Annex A defines a number of things:

  1. The STANAG 5066 Service
  2. The flow control and encoding of the SIS protocol (A PDU forma). TCP mapping is defined in Annex F. 
  3. Use of the CAS sub-layer (Channel Access).
  4. Encoding of the B PDUs that are passed to CAS and share some encoding with the A PDUs.

This inter-relationship is quite confusing and restructure would facilitate understanding of STANAG 5066.

Dropping Hard Links

The concept of hard links was introduced in "Clark, D., and N. Karavassillis, Open Systems for Radio Communications: A Subnet Architecture for Data Transmission over HF Radio, TM-937, May 1998", which is the NATO report that was the basis for STANAG 5066. The concept was to allow easy switching between data and voice, which could have been useful. In practice this gets handled by modem level switching.

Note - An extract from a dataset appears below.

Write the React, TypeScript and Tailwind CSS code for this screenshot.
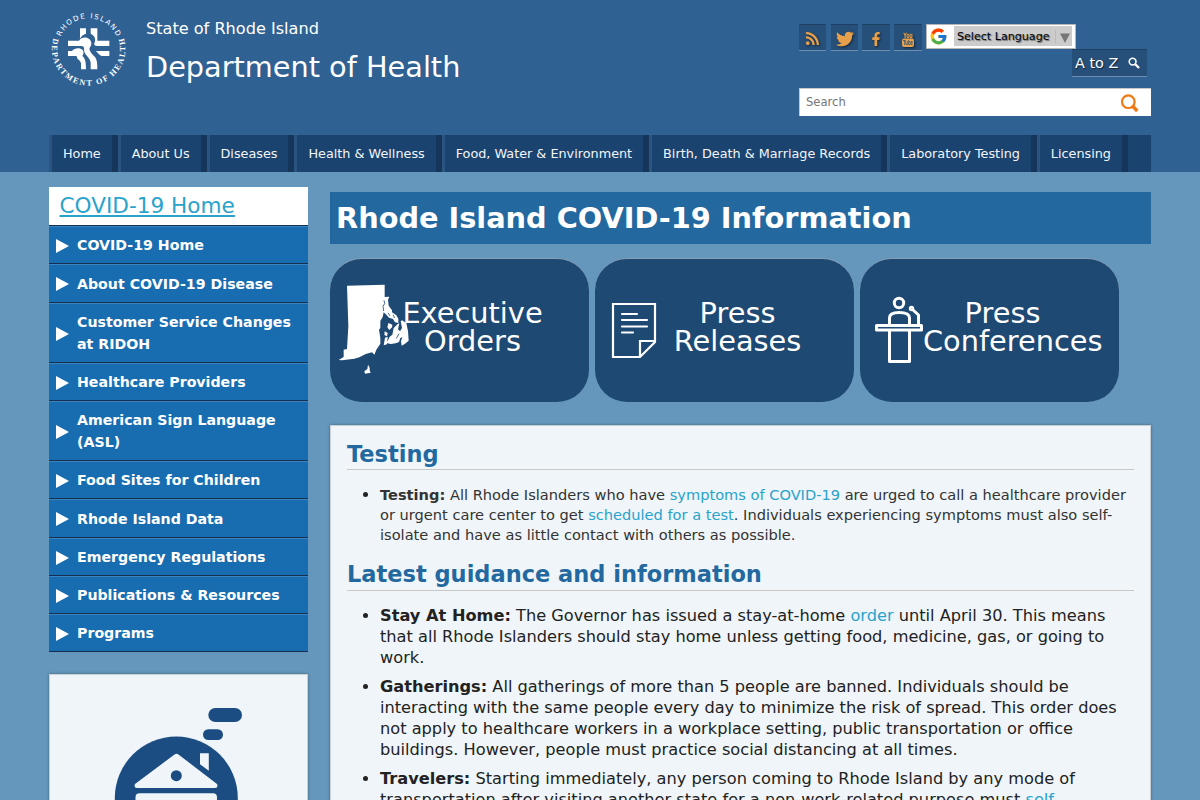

Hard links in STANAG 5066 are a complex part of the service interface and the details are bizarre. They do not seem useful and we do not believe they are ever used. Recommend to remove hard links from STANAG 5066.

Extend Waveform Support

STANAG 5066 is specified around 1200 bps waveforms. This needs updating to reflect the modern waveform family, in particular STANAG 5069 (WBHF).

Annex G Fold into Core

Annex G specifies use of 2400 bps and faster waveforms. This material should be in the core and not as an Annex.

Annex H Update or Removal

Annex H contains implementation guidelines and notes. Some of this material is interesting, but relates to 1200 bps deployment and below. Ideally this information needs updating to provide modern guidelines.

Annex J, K and L relationship to core

The media access model set out in Annex J belongs in the core. It does not really make sense to operate without either Annex K or Annex L (or future new media access mechanisms) and this needs to be set out more clearly.

Annex I Removal

Annex I does not appear useful or used. It should be removed.

Duplex Clarification

The core STANAG 5066 text is focused on simplex operation. STANAG 5066 supports duplex operation, but this needs clarification. Notes provided by Nigel Arthurs of Selex are a good basis for this clarification.